**SHORT TASK:**
For each line of the data below that holds "components", copy the line.

**COLLECTED MATERIAL:**
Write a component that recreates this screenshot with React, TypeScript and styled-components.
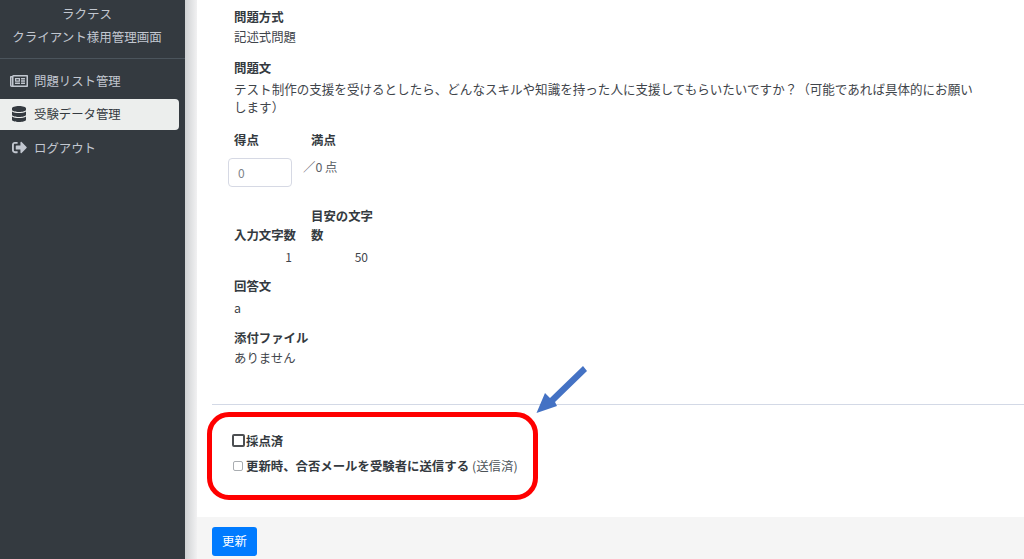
import styled, { createGlobalStyle } from 'styled-components';
import { FaDatabase, FaRegNewspaper, FaSignOutAlt } from 'react-icons/fa';

const GlobalStyle = createGlobalStyle`
  html, body {
    margin: 0;
    padding: 0;
    height: 100%;
    overflow: hidden;
    background: #ffffff;
    font-family: "Noto Sans CJK JP", "Noto Sans", sans-serif;
    color: #343a40;
  }
`;

const Page = styled.div`
  position: relative;
  display: flex;
  width: 1024px;
  height: 559px;
  overflow: hidden;
`;

const Sidebar = styled.aside`
  flex: 0 0 185px;
  background-color: #343a40;
  color: #c2c7d0;
`;

const Brand = styled.div`
  height: 59px;
  border-bottom: 1px solid #4b545c;
  text-align: center;
  font-size: 12.5px;
  line-height: 23px;
  padding-top: 2px;
  padding-right: 11px;
  box-sizing: border-box;
`;

const Nav = styled.nav`
  display: flex;
  flex-direction: column;
  gap: 2px;
  padding: 6px 6px 0 0;
`;

const NavItem = styled.a<{ $active?: boolean }>`
  display: flex;
  align-items: center;
  height: 31.5px;
  padding-left: 10px;
  gap: 6px;
  font-size: 12.4px;
  border-radius: 0 4px 4px 0;
  background-color: ${(p) => (p.$active ? '#eceeed' : 'transparent')};
  color: ${(p) => (p.$active ? '#343a40' : '#c2c7d0')};
`;

const NavIcon = styled.span`
  display: flex;
  justify-content: center;
  width: 18px;
  font-size: 16px;
`;

const Gutter = styled.div`
  flex: 0 0 12px;
  background: linear-gradient(to right, #cfd1d3, #f1f1f2);
`;

const Main = styled.main`
  flex: 1;
  display: flex;
  flex-direction: column;
  min-width: 0;
`;

const Content = styled.div`
  flex: 1;
  padding: 0 15px;
`;

const Details = styled.div`
  padding: 7px 47px 0 22px;
  height: 405px;
  box-sizing: border-box;
  border-bottom: 1px solid #d3d9e6;
  margin-right: -15px;
`;

const Block = styled.section<{ $gap?: number }>`
  margin-bottom: ${(p) => p.$gap ?? 11}px;
`;

const Label = styled.div`
  font-size: 12.4px;
  font-weight: 700;
  line-height: 20px;
`;

const Value = styled.div`
  font-size: 12.4px;
  line-height: 20px;
  color: #3f454b;
`;

const AnswerText = styled(Value)`
  margin-top: 2px;
`;

const Body = styled.div`
  font-size: 12.55px;
  line-height: 18px;
  margin-top: 2px;
  color: #3f454b;
`;

const ScoreRow = styled.div`
  display: grid;
  grid-template-columns: 77px auto;
  margin-top: 14px;
`;

const ScoreInput = styled.input`
  display: block;
  width: 64px;
  height: 29px;
  box-sizing: border-box;
  margin: 8px 0 0 -6px;
  padding: 0 9px;
  border: 1px solid #d6d9e4;
  border-radius: 4px;
  font-size: 12px;
  font-family: inherit;
  color: #7d8389;
  &::placeholder { color: #7d8389; }
`;

const FullScore = styled.div`
  font-size: 12.4px;
  line-height: 20px;
  margin-top: 7px;
  margin-left: -8px;
  color: #5c6268;
`;

const CountTable = styled.table`
  border-collapse: collapse;
  margin-top: 20px;
  margin-bottom: 10px;
  th {
    padding: 0;
    width: 62px;
    font-size: 12.4px;
    font-weight: 700;
    line-height: 19px;
    text-align: left;
    vertical-align: bottom;
  }
  th:first-child { width: 77px; }
  td {
    padding: 2px 5px 0 0;
    font-size: 12px;
    line-height: 19px;
    text-align: right;
    color: #3f454b;
  }
  td:first-child { padding-right: 19px; }
`;

const Checks = styled.div`
  padding: 27px 0 0 21px;
  display: flex;
  flex-direction: column;
  gap: 8px;
`;

const CheckRow = styled.label`
  display: flex;
  align-items: center;
  height: 17px;
  gap: 1px;
  font-size: 12.4px;
  font-weight: 700;
`;

const Box = styled.span<{ $focused?: boolean }>`
  display: block;
  width: ${(p) => (p.$focused ? 13 : 10)}px;
  height: ${(p) => (p.$focused ? 13 : 10)}px;
  margin-left: ${(p) => (p.$focused ? -1 : 0)}px;
  margin-right: ${(p) => (p.$focused ? 0 : 2)}px;
  box-sizing: border-box;
  border: ${(p) => (p.$focused ? '2px solid #4c4f52' : '1px solid #a9adb1')};
  border-radius: 2px;
  background: #ffffff;
`;

const Note = styled.span`
  font-weight: 400;
  color: #4c5258;
  margin-left: 2px;
`;

const Footer = styled.div`
  flex: 0 0 42px;
  background-color: #f5f5f5;
  padding: 10px 15px 0;
  box-sizing: border-box;
`;

const SubmitButton = styled.button`
  display: block;
  width: 45px;
  height: 29px;
  padding: 0 0 2px;
  border: none;
  border-radius: 3px;
  background-color: #007bff;
  color: #ffffff;
  font-size: 12.4px;
  font-family: inherit;
`;

const Highlight = styled.div`
  position: absolute;
  left: 207px;
  top: 412px;
  width: 331px;
  height: 88px;
  box-sizing: border-box;
  border: 5px solid #ff0000;
  border-radius: 22px;
  pointer-events: none;
`;

const Arrow = styled.svg`
  position: absolute;
  left: 530px;
  top: 360px;
  width: 62px;
  height: 58px;
  pointer-events: none;
`;

export default function App() {
  return (
    <Page>
      <GlobalStyle />
      <Sidebar>
        <Brand>
          <div>ラクテス</div>
          <div>クライアント様用管理画面</div>
        </Brand>
        <Nav>
          <NavItem>
            <NavIcon><FaRegNewspaper size={18} /></NavIcon>
            問題リスト管理
          </NavItem>
          <NavItem $active>
            <NavIcon><FaDatabase /></NavIcon>
            受験データ管理
          </NavItem>
          <NavItem>
            <NavIcon><FaSignOutAlt size={15} /></NavIcon>
            ログアウト
          </NavItem>
        </Nav>
      </Sidebar>
      <Gutter />
      <Main>
        <Content>
          <Details>
            <Block>
              <Label>問題方式</Label>
              <Value>記述式問題</Value>
            </Block>
            <Block>
              <Label>問題文</Label>
              <Body>
                テスト制作の支援を受けるとしたら、どんなスキルや知識を持った人に支援してもらいたいですか？（可能であれば具体的にお願いします）
              </Body>
            </Block>
            <ScoreRow>
              <div>
                <Label>得点</Label>
                <ScoreInput placeholder="0" readOnly />
              </div>
              <div>
                <Label>満点</Label>
                <FullScore>／0 点</FullScore>
              </div>
            </ScoreRow>
            <CountTable>
              <thead>
                <tr>
                  <th>入力文字数</th>
                  <th>目安の文字数</th>
                </tr>
              </thead>
              <tbody>
                <tr>
                  <td>1</td>
                  <td>50</td>
                </tr>
              </tbody>
            </CountTable>
            <Block $gap={10}>
              <Label>回答文</Label>
              <AnswerText>a</AnswerText>
            </Block>
            <Block $gap={0}>
              <Label>添付ファイル</Label>
              <Value>ありません</Value>
            </Block>
          </Details>
          <Checks>
            <CheckRow>
              <Box $focused />
              採点済
            </CheckRow>
            <CheckRow>
              <Box />
              更新時、合否メールを受験者に送信する
              <Note>(送信済)</Note>
            </CheckRow>
          </Checks>
        </Content>
        <Footer>
          <SubmitButton>更新</SubmitButton>
        </Footer>
      </Main>
      <Highlight />
      <Arrow viewBox="0 0 62 58">
        <path d="M6.5 53 L15 33 L20 38 L53 6 L57 11 L25 42 L27 46 Z" fill="#4472c4" />
      </Arrow>
    </Page>
  );
}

**EXERCISE RESPONSE:**
Write a component that recreates this screenshot with React, TypeScript and styled-components.
import styled, { createGlobalStyle } from 'styled-components';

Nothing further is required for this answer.